Your task is to write out the complete listing exactly as it is shown.

(Data shown):
————

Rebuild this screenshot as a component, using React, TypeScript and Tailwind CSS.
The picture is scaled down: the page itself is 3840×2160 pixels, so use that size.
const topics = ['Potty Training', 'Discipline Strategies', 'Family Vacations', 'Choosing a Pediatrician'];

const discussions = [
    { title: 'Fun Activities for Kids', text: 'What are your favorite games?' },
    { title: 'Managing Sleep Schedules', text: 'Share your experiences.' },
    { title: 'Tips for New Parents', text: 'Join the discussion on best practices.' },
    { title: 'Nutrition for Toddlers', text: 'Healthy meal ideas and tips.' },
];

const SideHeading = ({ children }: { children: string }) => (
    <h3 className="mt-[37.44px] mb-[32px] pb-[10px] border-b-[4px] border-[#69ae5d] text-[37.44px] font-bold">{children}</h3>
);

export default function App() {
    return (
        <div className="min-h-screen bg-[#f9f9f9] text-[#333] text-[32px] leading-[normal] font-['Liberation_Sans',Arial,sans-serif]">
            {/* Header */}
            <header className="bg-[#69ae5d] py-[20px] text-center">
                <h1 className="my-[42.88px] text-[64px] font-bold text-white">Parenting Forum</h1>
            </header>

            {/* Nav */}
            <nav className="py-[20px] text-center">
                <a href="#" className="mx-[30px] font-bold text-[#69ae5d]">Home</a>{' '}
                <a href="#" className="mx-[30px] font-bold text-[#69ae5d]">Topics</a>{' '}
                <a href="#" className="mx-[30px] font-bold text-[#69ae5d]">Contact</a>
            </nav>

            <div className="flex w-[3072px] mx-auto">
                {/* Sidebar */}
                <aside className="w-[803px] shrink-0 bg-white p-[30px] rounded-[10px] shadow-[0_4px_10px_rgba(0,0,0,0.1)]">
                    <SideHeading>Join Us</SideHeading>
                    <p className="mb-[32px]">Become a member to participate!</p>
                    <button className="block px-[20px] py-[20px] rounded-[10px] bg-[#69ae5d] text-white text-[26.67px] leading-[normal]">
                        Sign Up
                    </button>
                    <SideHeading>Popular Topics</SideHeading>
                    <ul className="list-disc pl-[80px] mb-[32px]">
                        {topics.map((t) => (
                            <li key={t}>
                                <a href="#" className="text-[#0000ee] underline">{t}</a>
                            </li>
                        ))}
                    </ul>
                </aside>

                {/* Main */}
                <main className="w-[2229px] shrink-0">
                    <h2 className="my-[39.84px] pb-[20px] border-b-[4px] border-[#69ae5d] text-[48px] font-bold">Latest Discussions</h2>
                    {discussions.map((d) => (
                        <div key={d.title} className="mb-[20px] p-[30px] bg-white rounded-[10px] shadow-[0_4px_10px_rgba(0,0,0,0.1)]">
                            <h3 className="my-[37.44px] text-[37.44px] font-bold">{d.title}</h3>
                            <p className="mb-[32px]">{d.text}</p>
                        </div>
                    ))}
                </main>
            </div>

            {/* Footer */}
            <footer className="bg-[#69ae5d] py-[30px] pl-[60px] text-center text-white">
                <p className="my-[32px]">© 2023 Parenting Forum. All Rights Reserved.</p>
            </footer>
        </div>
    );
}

————

(Full output):
Rebuild this screenshot as a component, using React, TypeScript and Tailwind CSS.
The picture is scaled down: the page itself is 3840×2160 pixels, so use that size.
const topics = ['Potty Training', 'Discipline Strategies', 'Family Vacations', 'Choosing a Pediatrician'];

const discussions = [
    { title: 'Fun Activities for Kids', text: 'What are your favorite games?' },
    { title: 'Managing Sleep Schedules', text: 'Share your experiences.' },
    { title: 'Tips for New Parents', text: 'Join the discussion on best practices.' },
    { title: 'Nutrition for Toddlers', text: 'Healthy meal ideas and tips.' },
];

const SideHeading = ({ children }: { children: string }) => (
    <h3 className="mt-[37.44px] mb-[32px] pb-[10px] border-b-[4px] border-[#69ae5d] text-[37.44px] font-bold">{children}</h3>
);

export default function App() {
    return (
        <div className="min-h-screen bg-[#f9f9f9] text-[#333] text-[32px] leading-[normal] font-['Liberation_Sans',Arial,sans-serif]">
            {/* Header */}
            <header className="bg-[#69ae5d] py-[20px] text-center">
                <h1 className="my-[42.88px] text-[64px] font-bold text-white">Parenting Forum</h1>
            </header>

            {/* Nav */}
            <nav className="py-[20px] text-center">
                <a href="#" className="mx-[30px] font-bold text-[#69ae5d]">Home</a>{' '}
                <a href="#" className="mx-[30px] font-bold text-[#69ae5d]">Topics</a>{' '}
                <a href="#" className="mx-[30px] font-bold text-[#69ae5d]">Contact</a>
            </nav>

            <div className="flex w-[3072px] mx-auto">
                {/* Sidebar */}
                <aside className="w-[803px] shrink-0 bg-white p-[30px] rounded-[10px] shadow-[0_4px_10px_rgba(0,0,0,0.1)]">
                    <SideHeading>Join Us</SideHeading>
                    <p className="mb-[32px]">Become a member to participate!</p>
                    <button className="block px-[20px] py-[20px] rounded-[10px] bg-[#69ae5d] text-white text-[26.67px] leading-[normal]">
                        Sign Up
                    </button>
                    <SideHeading>Popular Topics</SideHeading>
                    <ul className="list-disc pl-[80px] mb-[32px]">
                        {topics.map((t) => (
                            <li key={t}>
                                <a href="#" className="text-[#0000ee] underline">{t}</a>
                            </li>
                        ))}
                    </ul>
                </aside>

                {/* Main */}
                <main className="w-[2229px] shrink-0">
                    <h2 className="my-[39.84px] pb-[20px] border-b-[4px] border-[#69ae5d] text-[48px] font-bold">Latest Discussions</h2>
                    {discussions.map((d) => (
                        <div key={d.title} className="mb-[20px] p-[30px] bg-white rounded-[10px] shadow-[0_4px_10px_rgba(0,0,0,0.1)]">
                            <h3 className="my-[37.44px] text-[37.44px] font-bold">{d.title}</h3>
                            <p className="mb-[32px]">{d.text}</p>
                        </div>
                    ))}
                </main>
            </div>

            {/* Footer */}
            <footer className="bg-[#69ae5d] py-[30px] pl-[60px] text-center text-white">
                <p className="my-[32px]">© 2023 Parenting Forum. All Rights Reserved.</p>
            </footer>
        </div>
    );
}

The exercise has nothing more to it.